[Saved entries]

------------------------------------------------------------------------

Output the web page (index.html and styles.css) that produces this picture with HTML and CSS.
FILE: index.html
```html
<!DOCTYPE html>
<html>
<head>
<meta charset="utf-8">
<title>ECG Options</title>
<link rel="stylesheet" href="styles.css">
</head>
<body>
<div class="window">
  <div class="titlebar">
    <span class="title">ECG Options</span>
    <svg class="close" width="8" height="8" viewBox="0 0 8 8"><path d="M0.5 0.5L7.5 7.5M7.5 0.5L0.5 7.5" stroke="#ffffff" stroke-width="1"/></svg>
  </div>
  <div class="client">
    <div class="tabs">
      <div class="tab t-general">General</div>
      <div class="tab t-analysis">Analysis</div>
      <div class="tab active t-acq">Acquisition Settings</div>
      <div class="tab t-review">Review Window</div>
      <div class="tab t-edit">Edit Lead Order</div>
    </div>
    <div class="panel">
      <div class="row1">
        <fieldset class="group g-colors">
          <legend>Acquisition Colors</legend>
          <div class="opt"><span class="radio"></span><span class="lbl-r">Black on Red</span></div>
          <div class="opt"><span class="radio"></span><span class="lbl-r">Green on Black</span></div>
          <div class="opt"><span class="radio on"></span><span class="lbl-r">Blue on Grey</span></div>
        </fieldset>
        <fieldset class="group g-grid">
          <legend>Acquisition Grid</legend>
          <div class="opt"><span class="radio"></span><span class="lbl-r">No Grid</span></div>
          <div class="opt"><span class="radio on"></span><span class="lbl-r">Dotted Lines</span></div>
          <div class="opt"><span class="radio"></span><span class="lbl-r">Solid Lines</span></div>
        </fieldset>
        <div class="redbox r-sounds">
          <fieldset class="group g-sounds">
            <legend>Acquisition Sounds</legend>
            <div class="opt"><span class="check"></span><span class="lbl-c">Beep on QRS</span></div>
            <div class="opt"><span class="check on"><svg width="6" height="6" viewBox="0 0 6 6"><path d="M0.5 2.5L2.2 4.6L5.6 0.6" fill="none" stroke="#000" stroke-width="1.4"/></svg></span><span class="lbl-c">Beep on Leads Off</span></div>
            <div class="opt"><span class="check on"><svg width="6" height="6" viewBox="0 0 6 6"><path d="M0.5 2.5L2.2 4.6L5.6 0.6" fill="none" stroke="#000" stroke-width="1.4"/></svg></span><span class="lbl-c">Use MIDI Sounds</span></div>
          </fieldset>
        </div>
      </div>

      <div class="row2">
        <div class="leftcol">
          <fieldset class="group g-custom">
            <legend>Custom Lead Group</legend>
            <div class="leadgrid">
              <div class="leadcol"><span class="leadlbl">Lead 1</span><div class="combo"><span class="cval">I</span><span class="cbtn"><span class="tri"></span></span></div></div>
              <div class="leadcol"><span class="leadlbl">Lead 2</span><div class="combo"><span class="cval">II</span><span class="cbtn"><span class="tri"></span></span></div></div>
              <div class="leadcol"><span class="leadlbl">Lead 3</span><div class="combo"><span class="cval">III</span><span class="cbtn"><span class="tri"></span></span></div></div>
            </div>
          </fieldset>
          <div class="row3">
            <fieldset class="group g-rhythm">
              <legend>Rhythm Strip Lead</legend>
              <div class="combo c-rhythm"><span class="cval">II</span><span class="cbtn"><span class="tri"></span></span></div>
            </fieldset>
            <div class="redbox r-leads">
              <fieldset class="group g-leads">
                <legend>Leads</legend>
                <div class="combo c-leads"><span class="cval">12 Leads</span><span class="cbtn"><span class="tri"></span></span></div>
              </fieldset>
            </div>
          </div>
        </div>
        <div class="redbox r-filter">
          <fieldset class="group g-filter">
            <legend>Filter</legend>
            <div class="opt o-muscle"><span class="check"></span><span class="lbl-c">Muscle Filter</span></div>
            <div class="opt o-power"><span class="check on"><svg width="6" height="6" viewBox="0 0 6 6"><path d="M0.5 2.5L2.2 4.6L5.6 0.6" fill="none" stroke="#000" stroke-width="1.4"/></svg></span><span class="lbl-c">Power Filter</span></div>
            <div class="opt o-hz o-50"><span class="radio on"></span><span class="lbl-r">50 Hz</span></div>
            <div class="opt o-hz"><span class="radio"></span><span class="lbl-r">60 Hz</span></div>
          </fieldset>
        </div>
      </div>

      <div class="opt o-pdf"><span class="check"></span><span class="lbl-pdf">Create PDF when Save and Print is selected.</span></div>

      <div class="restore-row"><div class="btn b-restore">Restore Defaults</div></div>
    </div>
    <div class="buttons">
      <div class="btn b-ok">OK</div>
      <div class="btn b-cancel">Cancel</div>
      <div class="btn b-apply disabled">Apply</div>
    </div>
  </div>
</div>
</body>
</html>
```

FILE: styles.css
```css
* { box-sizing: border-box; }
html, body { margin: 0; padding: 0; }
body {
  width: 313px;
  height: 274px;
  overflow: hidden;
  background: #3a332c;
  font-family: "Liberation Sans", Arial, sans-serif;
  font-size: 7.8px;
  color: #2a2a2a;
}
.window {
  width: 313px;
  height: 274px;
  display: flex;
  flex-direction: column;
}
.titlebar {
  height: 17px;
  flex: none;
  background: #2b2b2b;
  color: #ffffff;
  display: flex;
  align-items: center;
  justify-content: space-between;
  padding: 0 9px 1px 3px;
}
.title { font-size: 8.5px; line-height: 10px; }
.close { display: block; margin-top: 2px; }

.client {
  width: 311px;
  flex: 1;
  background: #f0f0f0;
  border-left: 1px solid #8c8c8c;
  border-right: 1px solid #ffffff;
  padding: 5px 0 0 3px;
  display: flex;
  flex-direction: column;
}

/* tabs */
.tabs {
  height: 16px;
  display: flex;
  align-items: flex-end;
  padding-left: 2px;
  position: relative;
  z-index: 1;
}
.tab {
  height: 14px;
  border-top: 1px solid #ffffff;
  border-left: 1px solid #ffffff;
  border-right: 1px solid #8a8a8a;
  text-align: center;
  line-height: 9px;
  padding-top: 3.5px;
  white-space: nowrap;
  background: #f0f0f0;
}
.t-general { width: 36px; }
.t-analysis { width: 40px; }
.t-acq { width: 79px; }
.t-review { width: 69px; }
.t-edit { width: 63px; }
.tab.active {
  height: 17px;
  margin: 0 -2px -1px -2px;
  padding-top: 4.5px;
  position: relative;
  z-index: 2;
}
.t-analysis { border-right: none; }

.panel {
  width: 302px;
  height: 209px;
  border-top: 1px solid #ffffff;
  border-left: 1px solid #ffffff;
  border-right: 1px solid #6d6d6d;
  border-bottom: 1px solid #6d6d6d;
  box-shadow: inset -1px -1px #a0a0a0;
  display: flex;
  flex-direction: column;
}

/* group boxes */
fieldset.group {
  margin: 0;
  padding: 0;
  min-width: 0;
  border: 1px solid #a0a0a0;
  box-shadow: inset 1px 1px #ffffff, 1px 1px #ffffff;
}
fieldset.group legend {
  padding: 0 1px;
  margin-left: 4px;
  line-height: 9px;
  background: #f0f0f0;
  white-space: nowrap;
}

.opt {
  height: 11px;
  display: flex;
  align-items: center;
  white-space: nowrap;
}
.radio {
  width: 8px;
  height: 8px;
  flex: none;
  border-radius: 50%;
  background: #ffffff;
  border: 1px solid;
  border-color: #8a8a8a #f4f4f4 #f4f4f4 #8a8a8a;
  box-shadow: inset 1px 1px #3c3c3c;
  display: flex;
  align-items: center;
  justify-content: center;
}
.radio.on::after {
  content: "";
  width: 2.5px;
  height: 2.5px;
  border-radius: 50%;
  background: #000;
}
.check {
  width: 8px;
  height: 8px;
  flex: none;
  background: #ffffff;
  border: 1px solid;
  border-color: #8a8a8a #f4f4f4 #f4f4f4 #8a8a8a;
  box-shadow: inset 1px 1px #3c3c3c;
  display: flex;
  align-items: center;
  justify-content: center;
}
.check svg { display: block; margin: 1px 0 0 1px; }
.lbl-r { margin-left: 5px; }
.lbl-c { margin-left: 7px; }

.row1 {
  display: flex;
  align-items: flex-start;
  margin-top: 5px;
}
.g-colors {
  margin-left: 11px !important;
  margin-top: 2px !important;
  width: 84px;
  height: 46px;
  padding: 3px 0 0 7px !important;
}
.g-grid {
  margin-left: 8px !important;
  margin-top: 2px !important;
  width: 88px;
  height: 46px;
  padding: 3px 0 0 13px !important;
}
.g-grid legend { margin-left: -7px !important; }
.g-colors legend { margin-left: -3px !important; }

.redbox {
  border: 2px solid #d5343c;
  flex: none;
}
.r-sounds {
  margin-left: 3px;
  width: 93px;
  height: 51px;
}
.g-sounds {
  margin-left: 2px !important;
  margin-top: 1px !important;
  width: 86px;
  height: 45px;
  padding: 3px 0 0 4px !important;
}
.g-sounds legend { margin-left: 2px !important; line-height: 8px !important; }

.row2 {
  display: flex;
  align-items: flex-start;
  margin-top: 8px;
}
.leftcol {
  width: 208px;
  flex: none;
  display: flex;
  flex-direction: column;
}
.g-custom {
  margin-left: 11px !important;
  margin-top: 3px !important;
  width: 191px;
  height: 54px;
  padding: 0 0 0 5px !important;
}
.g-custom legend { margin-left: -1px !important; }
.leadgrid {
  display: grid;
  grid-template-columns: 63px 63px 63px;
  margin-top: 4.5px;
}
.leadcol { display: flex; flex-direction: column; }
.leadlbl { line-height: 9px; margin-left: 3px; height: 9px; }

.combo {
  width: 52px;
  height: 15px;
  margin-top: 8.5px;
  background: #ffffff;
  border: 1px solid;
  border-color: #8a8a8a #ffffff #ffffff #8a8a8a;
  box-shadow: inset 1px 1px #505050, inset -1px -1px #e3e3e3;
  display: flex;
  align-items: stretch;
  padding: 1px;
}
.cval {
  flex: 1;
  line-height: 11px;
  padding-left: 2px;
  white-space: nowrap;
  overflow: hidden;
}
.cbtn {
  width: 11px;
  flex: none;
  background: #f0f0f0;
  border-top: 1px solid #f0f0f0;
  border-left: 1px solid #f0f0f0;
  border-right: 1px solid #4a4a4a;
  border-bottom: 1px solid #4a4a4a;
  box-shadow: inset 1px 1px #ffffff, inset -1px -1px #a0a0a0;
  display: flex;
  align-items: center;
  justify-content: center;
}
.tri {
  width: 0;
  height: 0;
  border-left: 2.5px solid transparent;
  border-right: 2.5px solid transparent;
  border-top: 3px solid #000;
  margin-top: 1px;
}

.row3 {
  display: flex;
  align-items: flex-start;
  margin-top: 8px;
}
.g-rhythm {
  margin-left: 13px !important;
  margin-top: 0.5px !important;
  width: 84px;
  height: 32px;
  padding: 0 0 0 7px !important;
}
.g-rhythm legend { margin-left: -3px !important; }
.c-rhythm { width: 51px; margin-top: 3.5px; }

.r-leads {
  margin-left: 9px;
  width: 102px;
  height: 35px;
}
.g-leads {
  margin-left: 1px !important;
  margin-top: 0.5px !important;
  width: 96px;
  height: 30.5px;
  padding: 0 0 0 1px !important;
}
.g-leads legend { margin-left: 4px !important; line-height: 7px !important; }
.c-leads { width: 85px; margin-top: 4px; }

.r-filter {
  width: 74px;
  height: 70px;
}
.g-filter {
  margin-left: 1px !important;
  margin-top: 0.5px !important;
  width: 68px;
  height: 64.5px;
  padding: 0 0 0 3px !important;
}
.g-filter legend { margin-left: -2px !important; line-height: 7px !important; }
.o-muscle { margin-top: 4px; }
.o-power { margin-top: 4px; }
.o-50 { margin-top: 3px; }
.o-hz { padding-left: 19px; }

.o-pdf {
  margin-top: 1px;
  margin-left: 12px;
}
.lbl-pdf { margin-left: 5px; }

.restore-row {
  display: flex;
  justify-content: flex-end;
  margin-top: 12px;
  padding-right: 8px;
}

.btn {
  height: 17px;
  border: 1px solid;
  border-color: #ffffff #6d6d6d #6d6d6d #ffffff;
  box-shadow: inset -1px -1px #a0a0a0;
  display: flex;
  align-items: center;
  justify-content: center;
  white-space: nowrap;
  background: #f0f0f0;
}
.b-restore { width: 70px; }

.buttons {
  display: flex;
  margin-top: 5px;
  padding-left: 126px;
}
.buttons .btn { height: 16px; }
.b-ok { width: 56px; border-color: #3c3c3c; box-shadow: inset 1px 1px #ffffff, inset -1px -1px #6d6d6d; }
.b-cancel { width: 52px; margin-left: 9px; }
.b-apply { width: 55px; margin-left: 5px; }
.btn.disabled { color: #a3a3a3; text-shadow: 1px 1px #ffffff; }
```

------------------------------------------------------------------------

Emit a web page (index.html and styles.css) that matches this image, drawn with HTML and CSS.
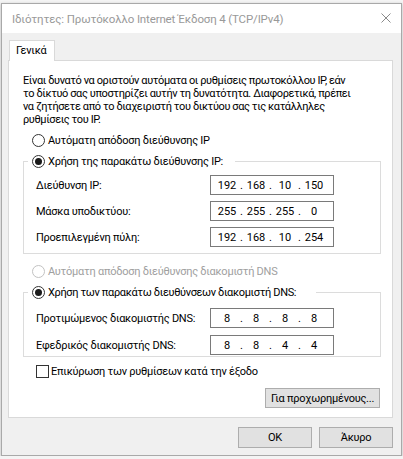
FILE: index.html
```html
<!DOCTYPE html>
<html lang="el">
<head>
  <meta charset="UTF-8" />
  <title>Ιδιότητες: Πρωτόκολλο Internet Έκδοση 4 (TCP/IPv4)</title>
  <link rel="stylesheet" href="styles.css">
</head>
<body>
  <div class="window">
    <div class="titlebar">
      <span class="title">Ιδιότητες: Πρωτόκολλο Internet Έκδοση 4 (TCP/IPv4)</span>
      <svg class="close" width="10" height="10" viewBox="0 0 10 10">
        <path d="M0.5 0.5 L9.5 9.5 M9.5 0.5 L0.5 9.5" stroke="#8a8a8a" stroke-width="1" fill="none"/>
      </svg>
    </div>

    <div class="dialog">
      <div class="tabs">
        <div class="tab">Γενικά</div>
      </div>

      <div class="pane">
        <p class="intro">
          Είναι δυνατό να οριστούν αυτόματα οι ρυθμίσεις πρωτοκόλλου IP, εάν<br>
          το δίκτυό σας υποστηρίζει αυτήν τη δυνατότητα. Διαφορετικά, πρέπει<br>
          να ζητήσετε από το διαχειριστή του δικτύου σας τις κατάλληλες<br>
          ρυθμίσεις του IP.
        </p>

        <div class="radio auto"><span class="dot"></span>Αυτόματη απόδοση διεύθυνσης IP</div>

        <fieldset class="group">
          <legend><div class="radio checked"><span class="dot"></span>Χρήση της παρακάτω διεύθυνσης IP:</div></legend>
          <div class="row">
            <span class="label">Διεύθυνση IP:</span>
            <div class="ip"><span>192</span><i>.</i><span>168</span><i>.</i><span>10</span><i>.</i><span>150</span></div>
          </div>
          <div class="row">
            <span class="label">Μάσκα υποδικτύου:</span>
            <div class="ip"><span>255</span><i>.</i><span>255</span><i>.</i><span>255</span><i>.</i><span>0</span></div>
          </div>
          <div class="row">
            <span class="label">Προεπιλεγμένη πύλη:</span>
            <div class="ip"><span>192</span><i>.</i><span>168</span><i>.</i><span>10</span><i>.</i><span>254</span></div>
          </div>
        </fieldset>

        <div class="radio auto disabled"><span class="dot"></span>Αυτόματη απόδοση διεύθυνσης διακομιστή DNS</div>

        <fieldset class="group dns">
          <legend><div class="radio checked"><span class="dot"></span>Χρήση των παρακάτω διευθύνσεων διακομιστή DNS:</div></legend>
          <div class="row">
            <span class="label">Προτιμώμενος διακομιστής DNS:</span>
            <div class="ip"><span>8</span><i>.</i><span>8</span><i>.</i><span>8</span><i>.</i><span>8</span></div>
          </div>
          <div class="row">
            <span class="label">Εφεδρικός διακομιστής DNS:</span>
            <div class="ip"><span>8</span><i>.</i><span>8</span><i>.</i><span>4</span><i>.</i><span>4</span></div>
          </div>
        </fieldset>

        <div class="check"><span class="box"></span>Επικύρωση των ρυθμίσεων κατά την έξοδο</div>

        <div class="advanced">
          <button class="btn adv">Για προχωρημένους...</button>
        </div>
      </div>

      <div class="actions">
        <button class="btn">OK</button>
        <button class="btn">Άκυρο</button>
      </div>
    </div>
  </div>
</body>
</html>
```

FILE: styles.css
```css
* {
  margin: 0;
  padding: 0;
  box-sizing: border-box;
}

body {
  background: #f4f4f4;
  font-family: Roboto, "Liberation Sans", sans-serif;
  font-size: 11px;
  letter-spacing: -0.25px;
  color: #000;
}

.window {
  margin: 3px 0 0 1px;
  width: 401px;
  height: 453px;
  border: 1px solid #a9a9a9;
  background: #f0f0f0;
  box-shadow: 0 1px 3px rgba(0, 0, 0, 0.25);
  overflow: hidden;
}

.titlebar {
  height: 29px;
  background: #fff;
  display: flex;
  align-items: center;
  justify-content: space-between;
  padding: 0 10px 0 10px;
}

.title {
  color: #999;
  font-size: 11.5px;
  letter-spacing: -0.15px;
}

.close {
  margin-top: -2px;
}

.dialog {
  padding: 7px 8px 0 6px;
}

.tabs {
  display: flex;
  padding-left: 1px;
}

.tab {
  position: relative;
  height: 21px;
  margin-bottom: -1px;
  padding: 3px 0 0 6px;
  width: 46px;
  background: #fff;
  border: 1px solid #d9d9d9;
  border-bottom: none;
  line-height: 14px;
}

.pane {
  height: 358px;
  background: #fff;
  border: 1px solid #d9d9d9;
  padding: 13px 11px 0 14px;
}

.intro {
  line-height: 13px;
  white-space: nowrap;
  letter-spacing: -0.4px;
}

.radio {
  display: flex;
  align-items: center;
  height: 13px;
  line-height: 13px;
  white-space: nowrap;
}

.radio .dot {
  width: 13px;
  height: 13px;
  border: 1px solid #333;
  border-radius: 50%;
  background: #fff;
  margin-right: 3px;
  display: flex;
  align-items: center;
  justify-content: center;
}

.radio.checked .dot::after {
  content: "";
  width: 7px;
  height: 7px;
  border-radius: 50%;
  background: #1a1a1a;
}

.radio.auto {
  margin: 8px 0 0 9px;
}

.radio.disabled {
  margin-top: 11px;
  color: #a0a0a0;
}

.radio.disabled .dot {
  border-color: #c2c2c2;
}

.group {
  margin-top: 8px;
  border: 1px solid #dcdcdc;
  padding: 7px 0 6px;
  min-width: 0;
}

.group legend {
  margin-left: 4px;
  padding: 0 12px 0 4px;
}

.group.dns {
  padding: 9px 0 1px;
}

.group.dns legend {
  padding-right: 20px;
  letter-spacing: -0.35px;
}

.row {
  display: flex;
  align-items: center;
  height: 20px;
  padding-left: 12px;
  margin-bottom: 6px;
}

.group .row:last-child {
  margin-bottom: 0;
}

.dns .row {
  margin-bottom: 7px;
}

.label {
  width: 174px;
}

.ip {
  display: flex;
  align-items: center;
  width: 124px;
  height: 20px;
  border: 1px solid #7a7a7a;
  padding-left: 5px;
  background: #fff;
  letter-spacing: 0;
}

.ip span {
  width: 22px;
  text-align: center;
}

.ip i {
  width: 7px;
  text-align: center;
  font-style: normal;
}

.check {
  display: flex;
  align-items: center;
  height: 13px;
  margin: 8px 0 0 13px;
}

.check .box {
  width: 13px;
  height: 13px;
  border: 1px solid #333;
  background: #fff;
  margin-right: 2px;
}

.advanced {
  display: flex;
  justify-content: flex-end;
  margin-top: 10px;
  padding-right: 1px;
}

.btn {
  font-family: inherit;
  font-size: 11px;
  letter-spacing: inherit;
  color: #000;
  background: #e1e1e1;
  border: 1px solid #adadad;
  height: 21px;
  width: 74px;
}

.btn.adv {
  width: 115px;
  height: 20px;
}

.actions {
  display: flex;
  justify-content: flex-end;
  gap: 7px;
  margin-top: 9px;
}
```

------------------------------------------------------------------------

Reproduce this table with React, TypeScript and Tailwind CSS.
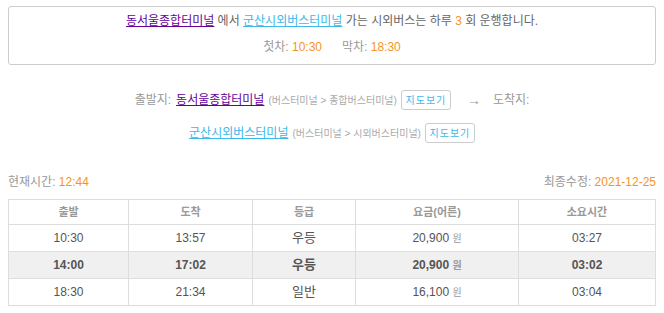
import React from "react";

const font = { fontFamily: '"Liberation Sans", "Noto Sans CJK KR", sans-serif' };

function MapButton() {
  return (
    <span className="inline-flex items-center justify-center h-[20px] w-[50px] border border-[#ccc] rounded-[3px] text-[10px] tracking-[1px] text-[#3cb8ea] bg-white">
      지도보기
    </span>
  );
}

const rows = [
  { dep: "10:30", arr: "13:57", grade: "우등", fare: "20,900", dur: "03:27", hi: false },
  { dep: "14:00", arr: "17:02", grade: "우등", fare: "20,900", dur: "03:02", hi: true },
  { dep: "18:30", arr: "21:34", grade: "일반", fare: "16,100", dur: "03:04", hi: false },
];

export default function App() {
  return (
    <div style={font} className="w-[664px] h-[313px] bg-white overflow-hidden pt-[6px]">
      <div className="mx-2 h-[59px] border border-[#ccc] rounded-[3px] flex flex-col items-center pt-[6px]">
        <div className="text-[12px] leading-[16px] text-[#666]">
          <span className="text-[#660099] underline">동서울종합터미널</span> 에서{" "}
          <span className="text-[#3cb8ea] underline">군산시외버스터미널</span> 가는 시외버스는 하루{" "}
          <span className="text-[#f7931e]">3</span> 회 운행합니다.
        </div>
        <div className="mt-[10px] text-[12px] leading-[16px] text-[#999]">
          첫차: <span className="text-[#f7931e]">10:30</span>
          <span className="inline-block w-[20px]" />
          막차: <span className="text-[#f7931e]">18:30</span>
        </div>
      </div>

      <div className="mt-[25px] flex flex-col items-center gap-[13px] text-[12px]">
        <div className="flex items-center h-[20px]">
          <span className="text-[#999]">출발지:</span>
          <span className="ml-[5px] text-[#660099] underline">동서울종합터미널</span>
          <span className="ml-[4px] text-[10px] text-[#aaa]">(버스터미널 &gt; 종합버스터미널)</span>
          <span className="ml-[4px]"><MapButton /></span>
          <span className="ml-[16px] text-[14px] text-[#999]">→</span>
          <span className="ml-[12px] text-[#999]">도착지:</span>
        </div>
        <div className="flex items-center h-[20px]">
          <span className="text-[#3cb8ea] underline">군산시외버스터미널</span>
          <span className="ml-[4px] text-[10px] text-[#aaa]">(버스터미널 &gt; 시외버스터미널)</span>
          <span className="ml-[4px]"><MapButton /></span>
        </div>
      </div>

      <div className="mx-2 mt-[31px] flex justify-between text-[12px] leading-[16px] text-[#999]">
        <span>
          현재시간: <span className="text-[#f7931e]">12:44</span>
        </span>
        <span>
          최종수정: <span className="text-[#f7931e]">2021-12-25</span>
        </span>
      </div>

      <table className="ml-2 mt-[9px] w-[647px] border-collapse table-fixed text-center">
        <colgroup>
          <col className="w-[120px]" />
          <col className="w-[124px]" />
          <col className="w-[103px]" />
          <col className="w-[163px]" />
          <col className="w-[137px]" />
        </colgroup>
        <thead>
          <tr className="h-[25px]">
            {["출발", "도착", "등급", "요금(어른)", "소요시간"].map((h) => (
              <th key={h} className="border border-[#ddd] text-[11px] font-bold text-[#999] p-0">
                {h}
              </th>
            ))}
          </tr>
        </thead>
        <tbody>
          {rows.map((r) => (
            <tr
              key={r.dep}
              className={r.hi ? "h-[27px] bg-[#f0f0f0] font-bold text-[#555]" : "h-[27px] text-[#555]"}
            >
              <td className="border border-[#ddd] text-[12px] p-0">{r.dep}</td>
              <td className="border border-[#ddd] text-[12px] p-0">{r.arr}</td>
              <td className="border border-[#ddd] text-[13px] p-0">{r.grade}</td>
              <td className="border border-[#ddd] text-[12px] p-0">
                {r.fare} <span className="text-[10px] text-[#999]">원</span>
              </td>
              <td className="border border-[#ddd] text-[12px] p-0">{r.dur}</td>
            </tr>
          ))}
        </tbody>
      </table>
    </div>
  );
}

------------------------------------------------------------------------

Exercise instructions. Every line holding "that" should be copied out.

Response to the task.
Output the web page (index.html and styles.css) that produces this picture with HTML and CSS.
Emit a web page (index.html and styles.css) that matches this image, drawn with HTML and CSS.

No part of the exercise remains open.